Louis, le héros, jeune homme pauvre mû par une fanatique volonté de transcender sa condition, est tombé amoureux de la femme de son riche bienfaiteur. Elle lui rend cet amour, mais il est bientôt envoyé pour plusieurs mois au Mexique, en mission dans un gisement de minerais. En le quittant, elle lui promet de se donner à lui dès son retour en Allemagne.

Las, le séjour mexicain se prolonge, quand éclate la guerre de 1914. Déchiré jusqu’à la déraison par ces amours contrariées, Louis se damne au travail. Pour lors, le traducteur s’interroge: "Il semble que Zweig ait voulu répondre à sa manière à la grande question: l’amour résiste-t-il à tout? Résiste-t-il à l’usure du temps, à la trahison, à une guerre mondiale?"

L’IMPROBABLE RETOUR

"La discrétion et la pudeur sont des traits constants de sa personnalité, et elles appartiennent comme valeurs supérieures à son idéal d’humanité", était-il écrit dans la préface de "Stefan Zweig, romans et nouvelles" (I) en Pochothèque. C’est bel et bien cet homme-là que nous retrouvons à présent, qui jamais ne s’autorise à violer ses personnages, à les juger d’aucune façon, leur vouant toujours, quels qu’ils soient en leurs doubles profondeurs, un infini respect, comme une paternelle tendresse. À la vie, à la mort, contre tous les procès d’intention, il les protège et leur garde la présomption d’innocence.

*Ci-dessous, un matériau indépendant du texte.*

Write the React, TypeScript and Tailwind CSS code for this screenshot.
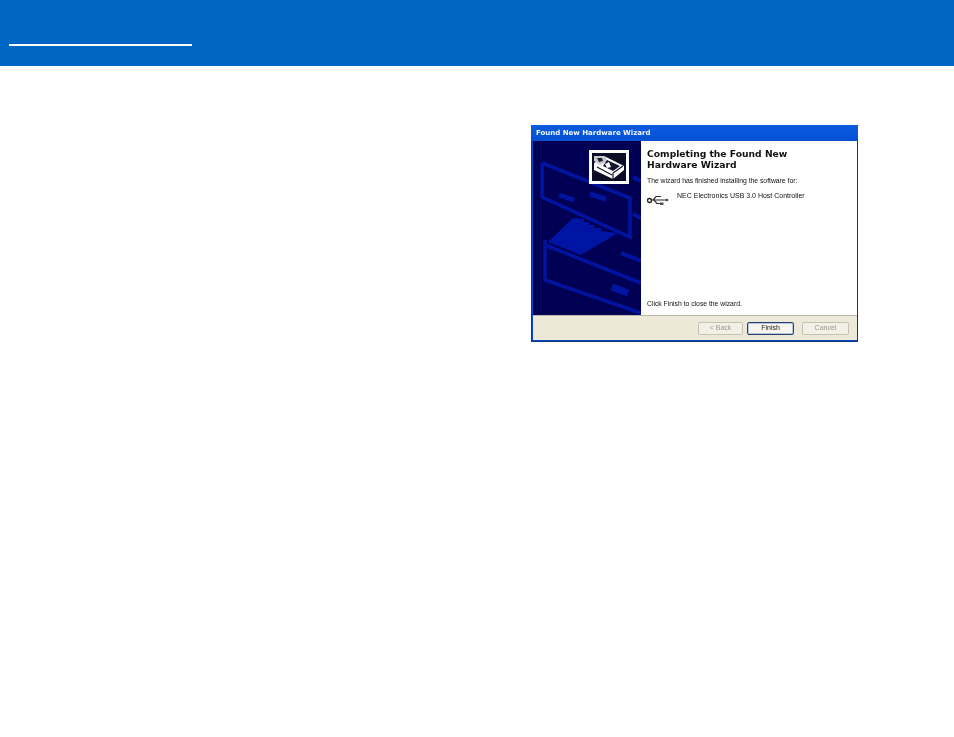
const SidebarArt = () => (
  <svg className="absolute inset-0 h-full w-full" viewBox="0 0 108 174" fill="none">
    <defs>
      <pattern id="grid" width="3" height="3" patternUnits="userSpaceOnUse">
        <rect width="3" height="3" fill="#00005c" />
        <rect width="1" height="3" fill="#00004e" />
        <rect width="3" height="1" fill="#00004e" />
      </pattern>
    </defs>
    <rect width="108" height="174" fill="url(#grid)" />
    {/* upper board outline */}
    <path d="M9 22 L9 56 L97 96 L97 57 L9 22" stroke="#0014a0" strokeWidth="3.5" />
    <path d="M26 54 L41 59 M57 53 L73 58" stroke="#0014a0" strokeWidth="5" />
    <path d="M100 36 L108 40 M100 73 L108 77" stroke="#0014a0" strokeWidth="4" />
    {/* solid part with stepped edge */}
    <path
      d="M15 101 L40 77 L51 78 L51 81 L56 81 L56 84 L61 84 L61 87 L68 87 L68 90 L85 92 L48 114 Z"
      fill="#0014a4"
    />
    {/* lower board outline */}
    <path d="M12 99 L12 139 L108 172 M12 104 L108 142" stroke="#0014a0" strokeWidth="3.5" />
    <path d="M88 112 L108 120" stroke="#0014a4" strokeWidth="4" />
    <path d="M79 146 L95 152" stroke="#0014a4" strokeWidth="7" />
  </svg>
);

const HardwareIcon = () => (
  <div className="absolute left-[56px] top-[9px] flex h-[34px] w-[40px] items-center justify-center bg-white">
    <svg width="34" height="28" viewBox="0 0 34 28">
      <rect width="34" height="28" fill="#0c0c24" />
      <path d="M2 10 L14 4 L32 13 L32 17 L21 26 L2 17 Z" fill="#ffffff" />
      <path d="M2 3 L13 3 L16 8 L8 12 L2 8 Z" fill="#c8c8d0" />
      <path d="M5 5 L10 5 L11 8 L7 9 Z" fill="#20202c" />
      <path d="M15 7 L28 13 L21 18 L11 13 Z" fill="#16162a" />
      <path d="M13 11 L17 9 L19 14 L15 15 Z" fill="#ffffff" />
      <path d="M5 14 L20 22 M21 20 L31 13 M21 20 L21 26" stroke="#16162a" strokeWidth="1.2" />
    </svg>
  </div>
);

const UsbIcon = () => (
  <svg className="mt-[3px] shrink-0" width="22" height="12" viewBox="0 0 22 12" fill="none">
    <circle cx="2.5" cy="6.5" r="2" stroke="#222" strokeWidth="1.4" />
    <path d="M4 6 L20 6" stroke="#444" strokeWidth="1.2" />
    <path d="M6 6 L9 2.5 L14 2.5 M7 6 L10 9.5 L14 9.5" stroke="#333" strokeWidth="1.2" />
    <rect x="13" y="8.5" width="3.5" height="2.5" fill="#555" />
    <path d="M19 4.5 L22 6 L19 7.5 Z" fill="#333" />
  </svg>
);

const WizardButton = ({ label, active, width }: { label: string; active?: boolean; width: string }) => (
  <div
    className={
      active
        ? `flex h-[13px] ${width} items-center justify-center rounded-[2px] border border-[#2b3f6e] bg-[#f6f5ee] text-[7px] text-[#222] shadow-[inset_0_0_0_1px_#b4c6e4]`
        : `flex h-[13px] ${width} items-center justify-center rounded-[2px] border border-[#c4c2b2] bg-[#f2f1e8] text-[7px] text-[#9a998c]`
    }
  >
    {label}
  </div>
);

export default function App() {
  return (
    <div className="min-h-[737px] bg-white font-['Liberation_Sans',sans-serif]">
      <header className="flex h-[66px] items-end bg-[#0066c4] pb-[20px] pl-[9px]">
        <div className="h-[2px] w-[183px] bg-white" />
      </header>

      <div className="ml-[531px] mt-[59px] flex h-[217px] w-[327px] flex-col bg-[#0b48c8] blur-[0.3px] shadow-[inset_0_0_0_1px_#10357e]">
        <div className="flex h-[16px] items-center bg-gradient-to-b from-[#0a5ce0] to-[#0450d2] pl-[5px] font-['DejaVu_Sans',sans-serif] text-[7px] font-bold text-[#f2f6ff]">
          Found New Hardware Wizard
        </div>
        <div className="ml-[2px] mr-[1px] flex flex-col">
          <div className="flex h-[174px]">
            <div className="relative w-[108px] shrink-0 overflow-hidden bg-[#00005c]">
              <SidebarArt />
              <HardwareIcon />
            </div>
            <div className="flex flex-1 flex-col bg-white pl-[6px] text-[#111]">
              <h1 className="mt-[7px] font-['DejaVu_Sans',sans-serif] text-[9.2px] font-bold leading-[11px] text-[#111]">
                Completing the Found New
                <br />
                Hardware Wizard
              </h1>
              <p className="mt-[6px] text-[6.8px] leading-[9px]">The wizard has finished installing the software for:</p>
              <div className="mt-[6px] flex">
                <UsbIcon />
                <span className="ml-[8px] text-[7px] leading-[9px]">NEC Electronics USB 3.0 Host Controller</span>
              </div>
              <p className="mt-auto mb-[7px] text-[6.8px] leading-[9px]">Click Finish to close the wizard.</p>
            </div>
          </div>
          <div className="flex h-[25px] items-center justify-end border-t border-[#b9b7a6] bg-[#ece9d8] pr-[8px]">
            <WizardButton label="< Back" width="w-[45px]" />
            <div className="ml-[4px] mr-[8px]">
              <WizardButton label="Finish" active width="w-[47px]" />
            </div>
            <WizardButton label="Cancel" width="w-[47px]" />
          </div>
        </div>
      </div>
    </div>
  );
}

On sait que ce grand voyageur, qui se voulait fièrement et résolument Européen avant l’heure, avait vu ses rêves d’humaniste et de pacifiste fracassés dans l’horreur du déferlement nazi. Réfugié au Brésil, il allait donc se donner la mort en 1942 à Petrópolis en compagnie de sa seconde épouse.

Catherine Sauvat, encore, concluait ainsi son portrait de lui: "Après tant de bruit et de fureur, son œuvre s’impose à nouveau, dans une lumière un peu sombre, mais dont la légèreté grave sait toujours, avec précision, gagner les cœurs". Et ceci même, en ce présent "Voyage", s’il nous parle en définitive de l’impossibilité de jamais faire revivre le passé.